┌────────
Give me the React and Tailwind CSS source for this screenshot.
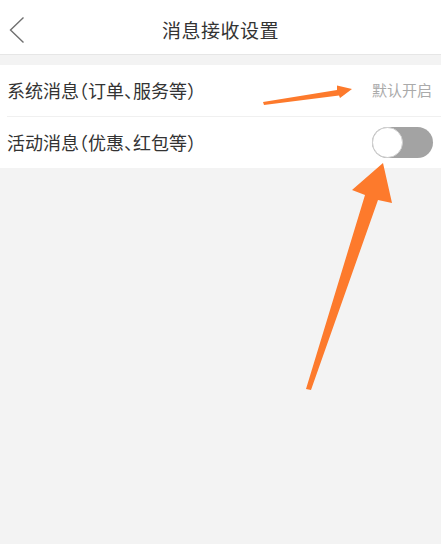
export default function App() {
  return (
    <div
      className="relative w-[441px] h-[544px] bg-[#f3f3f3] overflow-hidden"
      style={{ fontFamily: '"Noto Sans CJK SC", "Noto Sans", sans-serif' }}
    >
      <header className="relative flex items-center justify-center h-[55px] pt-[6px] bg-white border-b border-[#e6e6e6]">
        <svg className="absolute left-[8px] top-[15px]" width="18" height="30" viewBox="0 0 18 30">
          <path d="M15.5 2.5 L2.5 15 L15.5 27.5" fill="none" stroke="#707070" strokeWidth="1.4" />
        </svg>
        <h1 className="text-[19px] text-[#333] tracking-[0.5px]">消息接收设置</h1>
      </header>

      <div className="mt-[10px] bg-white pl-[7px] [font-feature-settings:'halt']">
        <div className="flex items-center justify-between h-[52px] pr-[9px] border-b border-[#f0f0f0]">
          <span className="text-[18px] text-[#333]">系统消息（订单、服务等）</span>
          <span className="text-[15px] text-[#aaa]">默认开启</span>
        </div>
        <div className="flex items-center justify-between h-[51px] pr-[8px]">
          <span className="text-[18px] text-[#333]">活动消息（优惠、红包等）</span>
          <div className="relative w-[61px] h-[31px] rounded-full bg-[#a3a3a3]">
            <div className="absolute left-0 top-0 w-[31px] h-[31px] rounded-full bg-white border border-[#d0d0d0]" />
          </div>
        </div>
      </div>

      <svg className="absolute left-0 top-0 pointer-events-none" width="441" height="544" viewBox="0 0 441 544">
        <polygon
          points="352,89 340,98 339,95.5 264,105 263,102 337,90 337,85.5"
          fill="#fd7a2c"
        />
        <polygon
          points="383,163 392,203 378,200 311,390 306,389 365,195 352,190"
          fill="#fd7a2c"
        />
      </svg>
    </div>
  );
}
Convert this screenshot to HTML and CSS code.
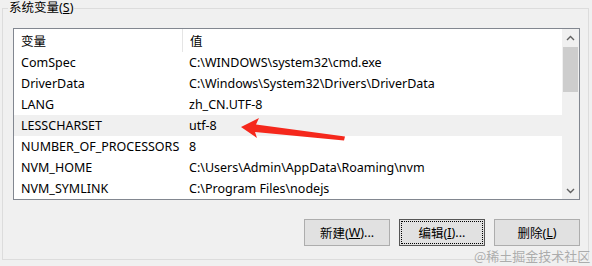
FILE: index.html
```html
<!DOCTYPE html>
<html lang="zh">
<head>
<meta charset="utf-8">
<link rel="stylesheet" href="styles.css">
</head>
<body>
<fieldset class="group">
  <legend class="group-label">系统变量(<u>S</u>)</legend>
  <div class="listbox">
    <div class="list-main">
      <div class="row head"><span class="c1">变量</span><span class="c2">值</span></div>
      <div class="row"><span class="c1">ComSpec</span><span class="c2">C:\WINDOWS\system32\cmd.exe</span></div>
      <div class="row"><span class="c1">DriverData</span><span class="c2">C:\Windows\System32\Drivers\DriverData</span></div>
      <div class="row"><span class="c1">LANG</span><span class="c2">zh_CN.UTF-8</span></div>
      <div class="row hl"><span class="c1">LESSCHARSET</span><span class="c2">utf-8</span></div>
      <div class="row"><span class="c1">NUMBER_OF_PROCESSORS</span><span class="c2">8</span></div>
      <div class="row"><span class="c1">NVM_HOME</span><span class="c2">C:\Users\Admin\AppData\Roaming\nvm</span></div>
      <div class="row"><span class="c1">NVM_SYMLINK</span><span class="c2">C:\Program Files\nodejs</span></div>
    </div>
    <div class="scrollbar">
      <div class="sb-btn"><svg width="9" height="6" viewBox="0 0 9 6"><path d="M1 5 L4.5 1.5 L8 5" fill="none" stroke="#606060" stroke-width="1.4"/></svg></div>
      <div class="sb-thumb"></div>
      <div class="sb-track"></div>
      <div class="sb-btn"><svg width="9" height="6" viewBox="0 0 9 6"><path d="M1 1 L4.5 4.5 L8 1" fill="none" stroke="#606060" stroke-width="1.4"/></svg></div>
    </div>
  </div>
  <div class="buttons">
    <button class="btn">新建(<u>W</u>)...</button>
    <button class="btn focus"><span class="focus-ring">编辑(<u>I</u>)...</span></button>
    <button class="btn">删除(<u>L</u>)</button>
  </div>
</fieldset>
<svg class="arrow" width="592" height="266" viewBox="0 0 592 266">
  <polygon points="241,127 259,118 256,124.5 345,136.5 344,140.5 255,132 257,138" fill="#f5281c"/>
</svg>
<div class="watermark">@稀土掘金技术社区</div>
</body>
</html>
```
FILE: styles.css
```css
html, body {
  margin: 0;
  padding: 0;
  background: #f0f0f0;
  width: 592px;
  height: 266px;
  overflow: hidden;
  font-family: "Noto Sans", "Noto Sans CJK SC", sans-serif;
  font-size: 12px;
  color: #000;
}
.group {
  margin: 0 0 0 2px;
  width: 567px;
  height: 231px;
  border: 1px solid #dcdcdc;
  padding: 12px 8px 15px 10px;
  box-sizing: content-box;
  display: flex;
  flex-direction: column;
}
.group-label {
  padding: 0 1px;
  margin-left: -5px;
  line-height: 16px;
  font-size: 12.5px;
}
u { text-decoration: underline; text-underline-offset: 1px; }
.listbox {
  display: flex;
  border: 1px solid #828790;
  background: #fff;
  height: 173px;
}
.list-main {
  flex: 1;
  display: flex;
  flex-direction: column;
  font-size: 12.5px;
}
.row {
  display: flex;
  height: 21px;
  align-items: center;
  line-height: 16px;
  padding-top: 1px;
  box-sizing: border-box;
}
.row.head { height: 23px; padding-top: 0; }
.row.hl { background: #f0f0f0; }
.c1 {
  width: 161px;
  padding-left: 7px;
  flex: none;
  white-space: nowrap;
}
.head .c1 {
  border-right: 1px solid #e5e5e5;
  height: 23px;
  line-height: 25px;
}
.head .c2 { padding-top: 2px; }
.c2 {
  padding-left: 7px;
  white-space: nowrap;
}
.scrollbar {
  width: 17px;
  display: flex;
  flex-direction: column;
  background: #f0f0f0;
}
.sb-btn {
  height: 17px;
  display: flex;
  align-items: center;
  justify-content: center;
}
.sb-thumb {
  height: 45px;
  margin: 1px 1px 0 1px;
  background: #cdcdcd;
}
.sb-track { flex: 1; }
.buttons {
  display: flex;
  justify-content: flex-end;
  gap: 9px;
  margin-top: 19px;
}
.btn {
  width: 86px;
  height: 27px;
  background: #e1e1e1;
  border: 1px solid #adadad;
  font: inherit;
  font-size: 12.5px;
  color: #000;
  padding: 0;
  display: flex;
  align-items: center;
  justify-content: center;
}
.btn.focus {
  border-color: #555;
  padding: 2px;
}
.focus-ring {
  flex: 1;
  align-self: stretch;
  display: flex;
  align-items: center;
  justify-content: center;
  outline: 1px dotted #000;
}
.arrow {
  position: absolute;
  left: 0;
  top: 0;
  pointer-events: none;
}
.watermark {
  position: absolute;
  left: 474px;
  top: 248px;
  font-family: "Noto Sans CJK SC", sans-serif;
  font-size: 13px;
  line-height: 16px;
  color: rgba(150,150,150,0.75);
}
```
└────────
┌────────
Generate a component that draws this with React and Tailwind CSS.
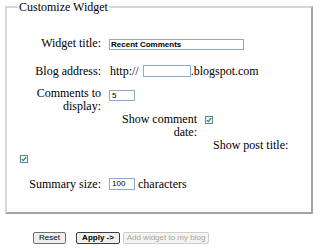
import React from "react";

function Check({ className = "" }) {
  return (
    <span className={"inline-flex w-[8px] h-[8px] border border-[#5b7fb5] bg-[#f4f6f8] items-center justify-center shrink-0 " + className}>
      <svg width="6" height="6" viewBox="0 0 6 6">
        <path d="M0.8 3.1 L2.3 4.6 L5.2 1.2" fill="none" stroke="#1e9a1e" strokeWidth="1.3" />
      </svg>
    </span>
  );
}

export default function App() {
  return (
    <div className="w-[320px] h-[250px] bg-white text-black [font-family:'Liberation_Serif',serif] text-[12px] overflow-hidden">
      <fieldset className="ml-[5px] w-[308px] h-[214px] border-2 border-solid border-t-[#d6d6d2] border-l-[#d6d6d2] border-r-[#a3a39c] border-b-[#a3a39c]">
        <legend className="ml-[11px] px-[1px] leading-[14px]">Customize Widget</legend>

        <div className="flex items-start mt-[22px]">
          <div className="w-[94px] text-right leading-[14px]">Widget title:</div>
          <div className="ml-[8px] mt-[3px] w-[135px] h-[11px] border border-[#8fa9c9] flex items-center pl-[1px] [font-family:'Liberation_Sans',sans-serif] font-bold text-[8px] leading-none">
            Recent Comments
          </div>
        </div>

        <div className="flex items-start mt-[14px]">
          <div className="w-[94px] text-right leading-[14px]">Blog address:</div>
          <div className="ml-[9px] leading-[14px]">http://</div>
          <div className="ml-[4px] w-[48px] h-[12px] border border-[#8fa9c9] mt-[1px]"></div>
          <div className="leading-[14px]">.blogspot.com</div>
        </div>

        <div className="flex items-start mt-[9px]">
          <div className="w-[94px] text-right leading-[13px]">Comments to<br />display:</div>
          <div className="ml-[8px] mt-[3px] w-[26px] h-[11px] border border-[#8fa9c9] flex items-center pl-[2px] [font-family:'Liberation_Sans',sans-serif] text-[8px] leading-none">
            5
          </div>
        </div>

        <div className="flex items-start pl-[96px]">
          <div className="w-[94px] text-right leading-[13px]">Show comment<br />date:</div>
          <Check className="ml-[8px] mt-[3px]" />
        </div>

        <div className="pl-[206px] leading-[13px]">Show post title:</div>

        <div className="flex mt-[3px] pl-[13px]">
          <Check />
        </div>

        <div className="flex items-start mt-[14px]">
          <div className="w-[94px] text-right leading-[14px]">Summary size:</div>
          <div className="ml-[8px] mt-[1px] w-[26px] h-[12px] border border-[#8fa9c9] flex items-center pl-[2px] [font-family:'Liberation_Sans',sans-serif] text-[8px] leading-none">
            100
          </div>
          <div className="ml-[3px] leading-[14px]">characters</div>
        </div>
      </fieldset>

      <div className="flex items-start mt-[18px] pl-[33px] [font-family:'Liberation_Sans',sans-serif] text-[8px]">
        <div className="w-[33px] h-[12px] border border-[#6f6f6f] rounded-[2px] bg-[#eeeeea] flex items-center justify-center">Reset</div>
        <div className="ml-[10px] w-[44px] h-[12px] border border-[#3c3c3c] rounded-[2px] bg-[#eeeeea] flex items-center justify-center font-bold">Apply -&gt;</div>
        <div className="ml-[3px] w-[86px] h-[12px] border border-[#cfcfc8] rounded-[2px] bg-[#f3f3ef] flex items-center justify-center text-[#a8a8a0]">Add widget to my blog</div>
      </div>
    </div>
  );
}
└────────
┌────────
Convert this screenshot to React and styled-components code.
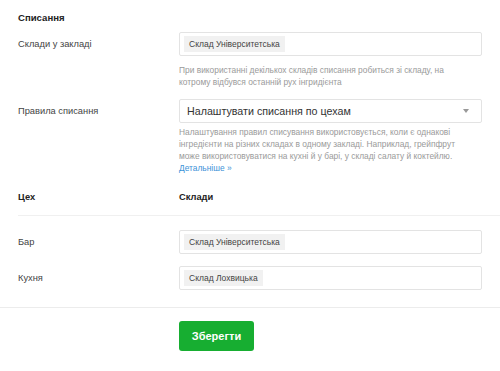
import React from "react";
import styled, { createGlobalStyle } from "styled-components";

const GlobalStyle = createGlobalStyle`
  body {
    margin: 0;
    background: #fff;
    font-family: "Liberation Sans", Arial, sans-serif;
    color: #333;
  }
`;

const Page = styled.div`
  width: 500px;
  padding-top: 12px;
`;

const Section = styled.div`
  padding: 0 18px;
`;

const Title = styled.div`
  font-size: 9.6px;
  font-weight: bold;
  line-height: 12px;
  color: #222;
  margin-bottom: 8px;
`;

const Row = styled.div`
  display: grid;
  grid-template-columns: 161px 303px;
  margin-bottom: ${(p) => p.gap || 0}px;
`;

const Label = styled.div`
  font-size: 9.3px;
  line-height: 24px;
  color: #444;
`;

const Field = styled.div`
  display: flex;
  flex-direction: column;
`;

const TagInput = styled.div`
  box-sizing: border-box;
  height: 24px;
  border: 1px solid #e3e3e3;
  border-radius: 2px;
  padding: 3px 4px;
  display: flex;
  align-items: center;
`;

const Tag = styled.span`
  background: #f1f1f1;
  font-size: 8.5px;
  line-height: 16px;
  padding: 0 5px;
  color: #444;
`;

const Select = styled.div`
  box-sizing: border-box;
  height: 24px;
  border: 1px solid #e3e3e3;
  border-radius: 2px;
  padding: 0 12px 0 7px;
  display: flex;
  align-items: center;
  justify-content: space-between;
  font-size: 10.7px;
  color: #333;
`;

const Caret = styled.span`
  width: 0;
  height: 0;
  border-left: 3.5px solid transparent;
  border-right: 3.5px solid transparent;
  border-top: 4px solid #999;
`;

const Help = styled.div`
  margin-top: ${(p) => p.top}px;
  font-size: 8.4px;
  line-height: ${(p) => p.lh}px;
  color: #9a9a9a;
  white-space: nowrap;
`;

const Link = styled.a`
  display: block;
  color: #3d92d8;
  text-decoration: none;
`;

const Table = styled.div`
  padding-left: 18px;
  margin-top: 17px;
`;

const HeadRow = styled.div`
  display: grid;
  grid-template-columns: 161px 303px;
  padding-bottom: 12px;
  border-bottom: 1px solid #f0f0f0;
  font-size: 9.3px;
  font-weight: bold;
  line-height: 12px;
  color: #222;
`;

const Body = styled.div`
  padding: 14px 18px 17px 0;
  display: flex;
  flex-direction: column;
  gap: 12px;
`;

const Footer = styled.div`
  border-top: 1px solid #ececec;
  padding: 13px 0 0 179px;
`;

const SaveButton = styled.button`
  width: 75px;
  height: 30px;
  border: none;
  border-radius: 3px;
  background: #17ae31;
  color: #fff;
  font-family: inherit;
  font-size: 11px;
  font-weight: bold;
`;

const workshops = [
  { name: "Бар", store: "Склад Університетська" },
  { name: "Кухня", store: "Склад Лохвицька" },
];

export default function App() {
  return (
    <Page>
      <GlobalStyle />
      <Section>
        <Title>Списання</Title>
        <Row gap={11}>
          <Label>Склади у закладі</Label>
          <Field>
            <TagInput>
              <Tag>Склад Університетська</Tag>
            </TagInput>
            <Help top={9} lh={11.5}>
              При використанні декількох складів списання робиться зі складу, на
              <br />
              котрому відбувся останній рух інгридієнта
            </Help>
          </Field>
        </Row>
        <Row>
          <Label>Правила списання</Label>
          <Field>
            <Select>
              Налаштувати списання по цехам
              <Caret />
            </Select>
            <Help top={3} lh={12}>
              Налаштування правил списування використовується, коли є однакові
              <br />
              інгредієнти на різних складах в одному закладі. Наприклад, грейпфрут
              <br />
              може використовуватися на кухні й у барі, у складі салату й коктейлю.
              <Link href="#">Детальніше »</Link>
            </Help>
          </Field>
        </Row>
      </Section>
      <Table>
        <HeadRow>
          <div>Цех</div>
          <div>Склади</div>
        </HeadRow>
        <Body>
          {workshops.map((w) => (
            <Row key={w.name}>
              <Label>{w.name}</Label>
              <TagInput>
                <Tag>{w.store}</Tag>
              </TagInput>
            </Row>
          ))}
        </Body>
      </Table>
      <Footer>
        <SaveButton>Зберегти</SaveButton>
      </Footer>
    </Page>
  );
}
└────────
> [What is needed]:
Exactly how many lines of the listing above contain the string "screenshot"? Give no more than the number.

> [Exercise answer]:
3